Grants create digital collections of plaster casts and more

Digital scholarship is only as effective and innovative as the quality of digital content available, so the College of Arts and Sciences, in cooperation with Cornell Library, has awarded five grants from their Grants Program for Digital Collections in Arts and Sciences to improve the resources available to the Cornell community and scholarship at large.

"Visual resources are critical in teaching and learning in the humanities and arts disciplines," said Walter Cohen, associate dean of the College of Arts and Sciences and professor of comparative literature.
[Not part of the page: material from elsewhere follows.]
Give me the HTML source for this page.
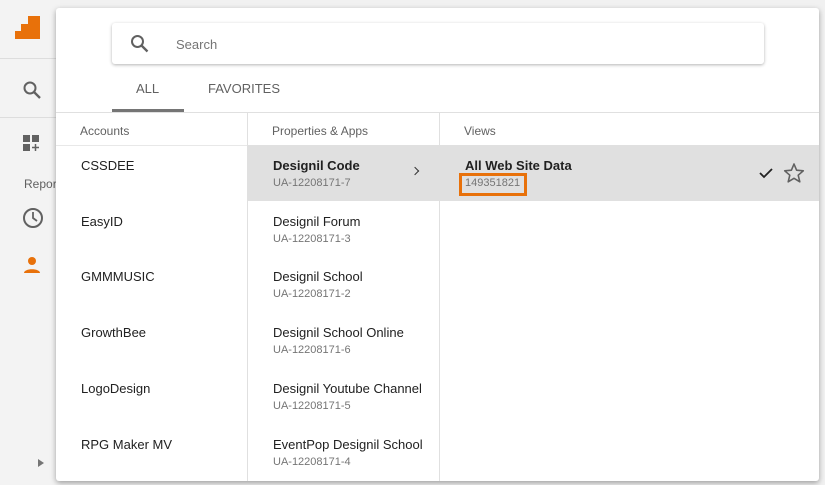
<!DOCTYPE html>
<html><head><style>
*{margin:0;padding:0;box-sizing:border-box}
body{width:825px;height:485px;overflow:hidden;background:#f1f1f1;font-family:"Liberation Sans",Arial,sans-serif;position:relative}
.side{position:absolute;left:0;top:0;width:60px;height:485px;background:#f3f3f3}
.modal{position:absolute;left:56px;top:8px;width:763px;height:473px;background:#fff;border-radius:3px;box-shadow:0 2px 6px rgba(0,0,0,.35);overflow:hidden}
.search{position:absolute;left:56px;top:15px;width:652px;height:41px;border-radius:3px;box-shadow:0 1px 3px rgba(0,0,0,.3);background:#fff}
.search span{position:absolute;left:64px;top:14px;font-size:13px;color:#757575}
.tab{position:absolute;top:73px;font-size:13px;color:#616161}
.ul{position:absolute;left:56px;top:101px;width:72px;height:3px;background:#757575}
.hline{position:absolute;left:0;top:104px;width:763px;height:1px;background:#e0e0e0}
.h2{position:absolute;left:0;top:137px;width:763px;height:1px;background:#e8e8e8}
.col{position:absolute;top:104px;bottom:0;border-right:1px solid #e0e0e0}
.hd{position:absolute;top:116px;font-size:12px;color:#616161}
.it{position:absolute;font-size:13px;color:#212121}
.sub{position:absolute;font-size:11px;color:#757575}
</style></head><body>
<div class="side">
 <svg style="position:absolute;left:15px;top:16px" width="26" height="24"><path d="M13 0h12v23H0v-8h6v-7h7z" fill="#e8710a"/></svg>
 <div style="position:absolute;left:0;top:58px;width:60px;height:1px;background:#ddd"></div>
 <svg style="position:absolute;left:22px;top:80px" width="20" height="20"><circle cx="8" cy="8" r="5.5" fill="none" stroke="#616161" stroke-width="2"/><path d="M12 12l6 6" stroke="#616161" stroke-width="2.3"/></svg>
 <div style="position:absolute;left:0;top:117px;width:60px;height:1px;background:#ddd"></div>
 <svg style="position:absolute;left:23px;top:135px" width="18" height="18"><rect x="0" y="0" width="7" height="7" fill="#616161"/><rect x="9" y="0" width="7" height="7" fill="#616161"/><rect x="0" y="9" width="7" height="7" fill="#616161"/><path d="M12.5 9v7M9 12.5h7" stroke="#616161" stroke-width="1.5"/></svg>
 <div style="position:absolute;left:24px;top:177px;font-size:12px;color:#616161">Repor</div>
 <svg style="position:absolute;left:22px;top:207px" width="22" height="22"><circle cx="11" cy="11" r="9" fill="none" stroke="#616161" stroke-width="2"/><path d="M11 5v6l4 3" fill="none" stroke="#616161" stroke-width="1.8"/></svg>
 <svg style="position:absolute;left:23px;top:256px" width="18" height="18"><circle cx="9" cy="5" r="4" fill="#e8710a"/><path d="M1 17c0-5 16-5 16 0z" fill="#e8710a"/></svg>
 <div style="position:absolute;left:38px;top:459px;width:0;height:0;border-left:6px solid #757575;border-top:4px solid transparent;border-bottom:4px solid transparent"></div>
</div>
<div class="modal">
 <div class="search">
  <svg style="position:absolute;left:18px;top:11px" width="20" height="20"><circle cx="7.5" cy="7.5" r="5.5" fill="none" stroke="#616161" stroke-width="2"/><path d="M11.5 11.5l6 6" stroke="#616161" stroke-width="2.3"/></svg>
  <span>Search</span>
 </div>
 <div class="tab" style="left:80px">ALL</div>
 <div class="tab" style="left:152px">FAVORITES</div>
 <div class="ul"></div>
 <div class="hline"></div>
 <div class="h2"></div>
 <div class="col" style="left:0;width:192px"></div>
 <div class="col" style="left:192px;width:192px"></div>
 <div style="position:absolute;left:192px;top:137px;width:191px;height:56px;background:#e0e0e0"></div>
 <div style="position:absolute;left:384px;top:137px;width:379px;height:56px;background:#e0e0e0"></div>
 <div class="hd" style="left:24px">Accounts</div>
 <div class="hd" style="left:216px">Properties &amp; Apps</div>
 <div class="hd" style="left:408px">Views</div>

 <div class="it" style="left:25px;top:150px">CSSDEE</div>
 <div class="it" style="left:25px;top:206px">EasyID</div>
 <div class="it" style="left:25px;top:261px">GMMMUSIC</div>
 <div class="it" style="left:25px;top:317px">GrowthBee</div>
 <div class="it" style="left:25px;top:373px">LogoDesign</div>
 <div class="it" style="left:25px;top:429px">RPG Maker MV</div>

 <div class="it" style="left:217px;top:150px;font-weight:bold">Designil Code</div>
 <div class="sub" style="left:217px;top:169px">UA-12208171-7</div>
 <div style="position:absolute;left:356px;top:160px;width:6px;height:6px;border-top:1.5px solid #333;border-right:1.5px solid #333;transform:rotate(45deg)"></div>
 <div class="it" style="left:217px;top:206px">Designil Forum</div>
 <div class="sub" style="left:217px;top:225px">UA-12208171-3</div>
 <div class="it" style="left:217px;top:261px">Designil School</div>
 <div class="sub" style="left:217px;top:280px">UA-12208171-2</div>
 <div class="it" style="left:217px;top:317px">Designil School Online</div>
 <div class="sub" style="left:217px;top:336px">UA-12208171-6</div>
 <div class="it" style="left:217px;top:373px">Designil Youtube Channel</div>
 <div class="sub" style="left:217px;top:392px">UA-12208171-5</div>
 <div class="it" style="left:217px;top:429px">EventPop Designil School</div>
 <div class="sub" style="left:217px;top:448px">UA-12208171-4</div>

 <div class="it" style="left:409px;top:150px;font-weight:bold">All Web Site Data</div>
 <div style="position:absolute;left:403px;top:165px;width:68px;height:23px;border:3px solid #e8710a"></div>
 <div class="sub" style="left:409px;top:169px">149351821</div>
 <svg style="position:absolute;left:703px;top:159px" width="14" height="12"><path d="M1 6l4 4 8-8" fill="none" stroke="#222" stroke-width="1.8"/></svg>
 <svg style="position:absolute;left:727px;top:154px" width="22" height="22"><path d="M11 2l2.6 6.2 6.7.6-5.1 4.4 1.6 6.6L11 16.3l-5.8 3.5 1.6-6.6L1.7 8.8l6.7-.6z" fill="none" stroke="#616161" stroke-width="1.6" stroke-linejoin="round"/></svg>
</div>
</body></html>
The annual grants program supports collaborative and creative use of resources through the creation of digital content of enduring value. The program was developed by the Arts and Sciences Visual Resources Advisory Group, co-chaired by Eric Rebillard, associate professor of classics and history, and Oya Rieger, associate university librarian for digital scholarship services. The group is tasked with assessing and addressing the College of Arts and Sciences' current and emerging needs for a usable and sustainable digitization service, as well as overseeing the grants program.
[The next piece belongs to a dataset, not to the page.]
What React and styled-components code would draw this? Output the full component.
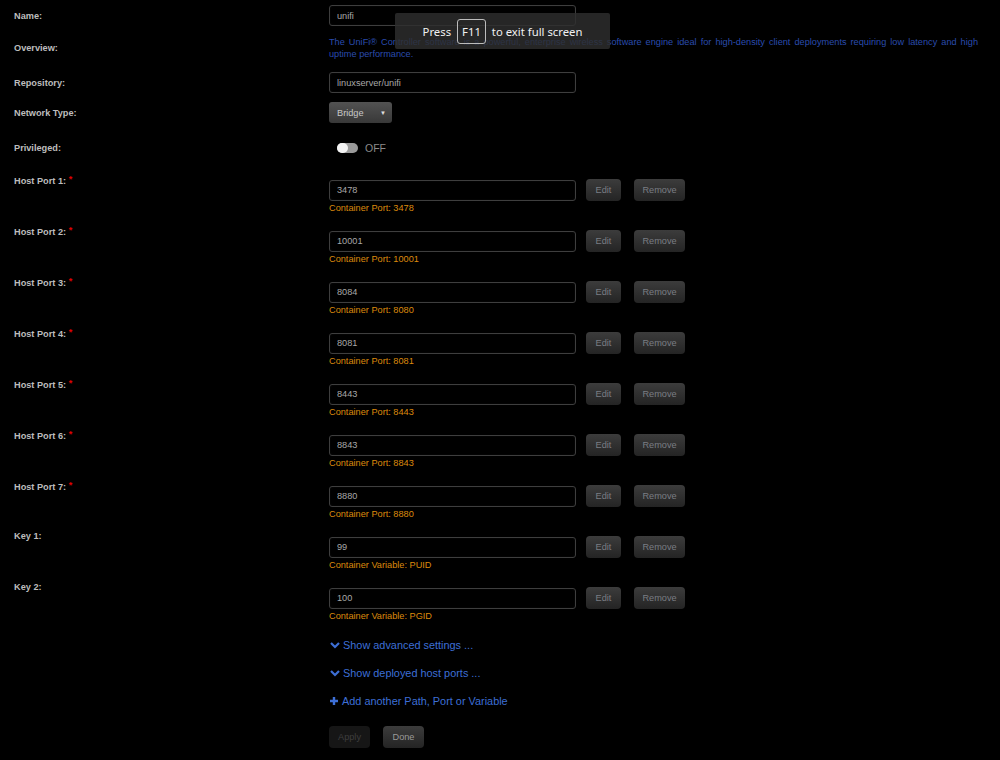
import React from 'react';
import styled, { createGlobalStyle } from 'styled-components';

const GlobalStyle = createGlobalStyle`
	html, body {
		margin: 0;
		background: #000;
	}
	body {
		font-family: 'Liberation Sans', Arial, sans-serif;
	}
`;

const ports = [
	{ host: '3478', container: '3478' },
	{ host: '10001', container: '10001' },
	{ host: '8084', container: '8080' },
	{ host: '8081', container: '8081' },
	{ host: '8443', container: '8443' },
	{ host: '8843', container: '8843' },
	{ host: '8880', container: '8880' },
];

const keys = [
	{ value: '99', variable: 'PUID' },
	{ value: '100', variable: 'PGID' },
];

const Chevron = () => (
	<svg width="10" height="8" viewBox="0 0 10 8">
		<path d="M1 2 L5 6 L9 2" stroke="#3d6fd6" strokeWidth="2.2" fill="none" />
	</svg>
);

const Plus = () => (
	<svg width="8" height="8" viewBox="0 0 8 8">
		<path d="M4 0 V8 M0 4 H8" stroke="#3d6fd6" strokeWidth="2.4" />
	</svg>
);

const App = () => {
	return (
		<>
			<GlobalStyle />
			<Page>
				<Row $mt={0}>
					<Label>Name:</Label>
					<Input defaultValue="unifi" />
				</Row>
				<Row $mt={10}>
					<Label>Overview:</Label>
					<Overview>
						The UniFi® Controller software is a powerful, enterprise wireless software engine ideal
						for high-density client deployments requiring low latency and high uptime performance.
					</Overview>
				</Row>
				<Row $mt={12}>
					<Label>Repository:</Label>
					<Input defaultValue="linuxserver/unifi" />
				</Row>
				<Row $mt={9}>
					<Label>Network Type:</Label>
					<Select>
						<span>Bridge</span>
						<Arrow>▼</Arrow>
					</Select>
				</Row>
				<Row $mt={14}>
					<Label>Privileged:</Label>
					<ToggleWrap>
						<Toggle>
							<Knob />
						</Toggle>
						<ToggleText>OFF</ToggleText>
					</ToggleWrap>
				</Row>

				<PortList>
					{ports.map((p, i) => (
						<PortRow key={i}>
							<Label $top>
								Host Port {i + 1}: <Req>*</Req>
							</Label>
							<div>
								<FieldLine>
									<Input defaultValue={p.host} />
									<Button>Edit</Button>
									<Button $wide>Remove</Button>
								</FieldLine>
								<Help>Container Port: {p.container}</Help>
							</div>
						</PortRow>
					))}
					{keys.map((k, i) => (
						<PortRow key={'k' + i}>
							<Label $top>Key {i + 1}:</Label>
							<div>
								<FieldLine>
									<Input defaultValue={k.value} />
									<Button>Edit</Button>
									<Button $wide>Remove</Button>
								</FieldLine>
								<Help>Container Variable: {k.variable}</Help>
							</div>
						</PortRow>
					))}
				</PortList>

				<Row $mt={0}>
					<div />
					<Links>
						<LinkItem>
							<Chevron /> Show advanced settings ...
						</LinkItem>
						<LinkItem>
							<Chevron /> Show deployed host ports ...
						</LinkItem>
						<LinkItem $plus>
							<Plus /> Add another Path, Port or Variable
						</LinkItem>
					</Links>
				</Row>

				<Row $mt={18}>
					<div />
					<Actions>
						<ActionButton disabled>Apply</ActionButton>
						<ActionButton>Done</ActionButton>
					</Actions>
				</Row>
			</Page>

			<Overlay>
				Press <KeyCap>F11</KeyCap> to exit full screen
			</Overlay>
		</>
	);
};

export default App;

const Page = styled.div`
	padding: 5px 22px 0 14px;
`;

const Row = styled.div`
	display: grid;
	grid-template-columns: 315px 1fr;
	align-items: center;
	margin-top: ${(p) => p.$mt}px;
`;

const Label = styled.div`
	font-size: 9.2px;
	font-weight: bold;
	color: #bdbdbd;
	line-height: 12px;
	align-self: ${(p) => (p.$top ? 'start' : 'center')};
	margin-top: ${(p) => (p.$top ? '-6px' : '0')};
`;

const Req = styled.span`
	color: #e00000;
	font-size: 9px;
	vertical-align: 2px;
`;

const Input = styled.input`
	box-sizing: border-box;
	width: 247px;
	height: 21px;
	padding: 0 7px;
	background: #000;
	border: 1px solid #3e3e3e;
	border-radius: 3px;
	box-shadow: inset 0 0 2px rgba(255, 255, 255, 0.06);
	color: #a8a8a8;
	font-family: 'Liberation Sans', Arial, sans-serif;
	font-size: 9.2px;
	outline: none;
`;

const Overview = styled.div`
	font-size: 9.2px;
	line-height: 12px;
	color: #2a4cae;
	text-align: justify;
`;

const Select = styled.div`
	box-sizing: border-box;
	width: 63px;
	height: 21px;
	padding: 0 6px 0 8px;
	display: flex;
	align-items: center;
	justify-content: space-between;
	border-radius: 3px;
	background: linear-gradient(#525252, #383838);
	color: #c8c8c8;
	font-size: 9.2px;
`;

const Arrow = styled.span`
	font-size: 6px;
	color: #e0e0e0;
`;

const ToggleWrap = styled.div`
	display: flex;
	align-items: center;
	gap: 7px;
	height: 20px;
	padding-left: 8px;
	padding-top: 1px;
`;

const Toggle = styled.div`
	width: 21px;
	height: 10px;
	border-radius: 5px;
	background: #9a9a9a;
	display: flex;
	align-items: center;
`;

const Knob = styled.div`
	width: 11px;
	height: 10px;
	border-radius: 5px;
	background: #f4f4f4;
`;

const ToggleText = styled.span`
	font-size: 10.5px;
	color: #8a8a8a;
`;

const PortList = styled.div`
	margin-top: 21px;
`;

const PortRow = styled.div`
	display: grid;
	grid-template-columns: 315px 1fr;
	height: 35px;
	margin-bottom: 16px;
`;

const FieldLine = styled.div`
	display: flex;
	align-items: center;
`;

const Button = styled.div`
	box-sizing: border-box;
	height: 22px;
	width: ${(p) => (p.$wide ? '51px' : '35px')};
	margin-left: ${(p) => (p.$wide ? '13px' : '10px')};
	display: flex;
	align-items: center;
	justify-content: center;
	border-radius: 4px;
	background: linear-gradient(#3c3c3c, #242424);
	box-shadow: 0 1px 1px rgba(0, 0, 0, 0.6);
	color: #7a7d84;
	font-size: 9.2px;
`;

const Help = styled.div`
	margin-top: 1px;
	font-size: 9.2px;
	line-height: 12px;
	color: #dc8a0c;
`;

const Links = styled.div`
	display: flex;
	flex-direction: column;
	gap: 14px;
`;

const LinkItem = styled.div`
	display: flex;
	align-items: center;
	gap: ${(p) => (p.$plus ? '4px' : '3px')};
	height: 14px;
	padding-left: 1px;
	font-size: 10.9px;
	color: #3d6fd6;
`;

const Actions = styled.div`
	display: flex;
	gap: 13px;
`;

const ActionButton = styled.div`
	box-sizing: border-box;
	width: 41px;
	height: 22px;
	display: flex;
	align-items: center;
	justify-content: center;
	border-radius: 4px;
	font-size: 9.2px;
	background: ${(p) => (p.disabled ? '#161616' : 'linear-gradient(#3c3c3c, #242424)')};
	color: ${(p) => (p.disabled ? '#3e3e3e' : '#9a9a9a')};
`;

const Overlay = styled.div`
	position: absolute;
	left: 395px;
	top: 13px;
	width: 215px;
	height: 36px;
	display: flex;
	align-items: center;
	justify-content: center;
	gap: 6px;
	background: rgba(46, 46, 46, 0.82);
	border-radius: 2px;
	color: #f0f0f0;
	font-family: 'Noto Sans', sans-serif;
	font-size: 11.3px;
`;

const KeyCap = styled.span`
	display: inline-flex;
	align-items: center;
	justify-content: center;
	box-sizing: border-box;
	height: 25px;
	padding: 0 4px;
	border: 1px solid #bcbcbc;
	border-radius: 3px;
`;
The 2010 grant recipients include:

  • David Bathrick, the Jacob Gould Schurman Professor of theater, film and dance and professor emeritus of German studies, to digitize interviews between West German writer and filmmaker Alexander Kluge and the East German playwright Heiner Müller;
  • Kathryn March, professor of anthropology; Asian studies; and feminist, gender and sexuality studies, and Bronwen Bledsoe, curator of the library's South Asia Collection, to collaborate on the digitization and online delivery of 25,000 pages of Nepali texts;
  • Janice Kanemitsu, assistant professor of Japanese literature, and Dan McKee, assistant librarian for the Charles W. Wason Collection on East Asia, to digitize 1,600 pages of 19th-century, woodblock-printed, heavily illustrated books on Japanese theater;
  • Annetta Alexandridis, assistant professor of art history, to create an online collection of Cornell's extensive plaster cast collection, and
  • Howard Howland, representing the Cornell Association of Professors Emeriti, to digitize and deliver online "Contributions to Cornell History," an inventory of objects of artistic and historical interest located on the Cornell campus.

"The library plays a significant role in offering digitization services, and visual images created through collaborations such as this one create possibilities for interactive and visual learning that can inspire students of the arts and humanities," Rieger said.
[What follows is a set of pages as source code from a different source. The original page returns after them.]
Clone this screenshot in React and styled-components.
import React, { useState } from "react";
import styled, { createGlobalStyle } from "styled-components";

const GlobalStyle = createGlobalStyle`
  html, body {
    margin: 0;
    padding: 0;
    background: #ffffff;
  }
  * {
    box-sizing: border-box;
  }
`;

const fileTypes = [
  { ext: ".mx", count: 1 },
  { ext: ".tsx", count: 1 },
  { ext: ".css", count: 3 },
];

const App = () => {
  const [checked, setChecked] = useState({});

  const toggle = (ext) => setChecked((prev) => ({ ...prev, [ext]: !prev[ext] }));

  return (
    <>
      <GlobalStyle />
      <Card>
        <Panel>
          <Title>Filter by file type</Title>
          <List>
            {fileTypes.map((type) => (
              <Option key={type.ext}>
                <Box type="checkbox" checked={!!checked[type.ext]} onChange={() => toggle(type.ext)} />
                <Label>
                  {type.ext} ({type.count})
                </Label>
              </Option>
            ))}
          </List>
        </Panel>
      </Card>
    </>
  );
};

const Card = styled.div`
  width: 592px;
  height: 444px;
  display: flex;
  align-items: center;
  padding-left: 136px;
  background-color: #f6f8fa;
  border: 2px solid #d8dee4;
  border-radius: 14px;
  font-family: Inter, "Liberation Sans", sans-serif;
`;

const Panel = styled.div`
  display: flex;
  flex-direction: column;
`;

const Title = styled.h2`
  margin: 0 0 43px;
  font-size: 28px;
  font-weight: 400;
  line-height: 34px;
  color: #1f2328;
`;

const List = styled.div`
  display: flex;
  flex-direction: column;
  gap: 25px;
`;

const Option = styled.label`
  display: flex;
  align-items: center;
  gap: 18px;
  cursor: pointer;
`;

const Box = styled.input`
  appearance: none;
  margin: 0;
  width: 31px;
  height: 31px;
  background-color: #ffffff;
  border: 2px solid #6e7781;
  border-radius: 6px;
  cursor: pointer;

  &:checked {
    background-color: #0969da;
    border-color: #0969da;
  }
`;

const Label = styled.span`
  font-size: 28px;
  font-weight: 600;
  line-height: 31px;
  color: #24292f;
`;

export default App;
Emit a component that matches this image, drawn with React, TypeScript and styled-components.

The grants program emphasizes building a library of resources to support a range of scholarly activities rather than creating teaching applications or custom-designed websites for a specific course. The digital collections created through this grants program will become a part of Cornell Library's digital library for global discovery and access.

To apply for a 2011 grant, initial interest must be expressed by January 2011, with proposals due in March 2011. Awards will be announced in May 2011.